Is it Necessary to Pre-process all Features the same way?

whamp · August 5, 2018, 4:10am

So I’ve been thinking through a structured data model I’ve built using the fast.ai library that appears to be working. One thing I noticed and pointed out in a separate thread was that changing the loss criterion mid training seems to help the model a lot. Discussion here:

One hypothesis for why this works so well is it helps get around distributional issues in my data. This got me thinking about my pre-processing steps and what I could do to improve them to help the model learn without having to change learning criteria mid training.

So the "core’ of my continuous data are 16 features that have an intrinsic relationship to one another. These 16 features are also used as the targets (when forward lagged in time). 14 of these range from [0,large] and 2 of these range from [-very large,+very large] but with 90% of observations lying between [-medium,+medium]. For the 14 features that are always positive, taking the log works really well to make them look much more normally distributed. What is stumping me is what to do with the other 2 features that can and do take on negative values.

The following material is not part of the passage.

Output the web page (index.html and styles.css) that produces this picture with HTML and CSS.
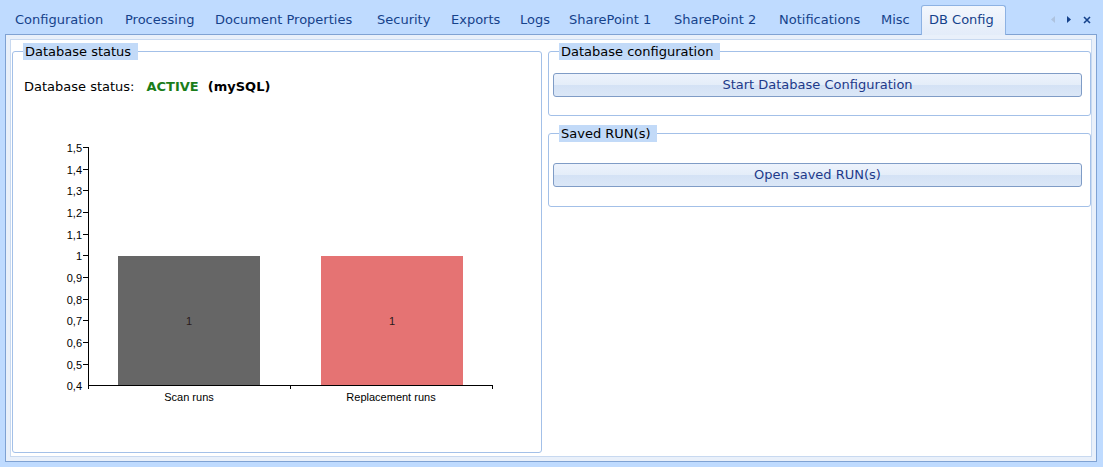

Is it ok to take the log of some features and not others? Won’t that be destroying any information contained in the correlation between series that have been logged and those that have not ? Maybe I’m overthinking it and should just try a bunch of stuff ?

fyi, The pre-processing I’m doing in the working model is to just scale all features by a single relevant scalar value and then use sklearn StandardScaler on all of the features

Any ideas would be appreciated!

radek · August 5, 2018, 7:23am

It is okay to preprocess the features in different ways. The important bit is to make sure you apply the same preprocessing to your test data as you do to your train data. The more complex the preprocessing you apply the higher the chance of applying it incorrectly or there occurring information leakage.

Sklearn has this very neat notion of pipelines - declaring a pipeline of transformations and applying it first to train and then applying the pipeline to the test set.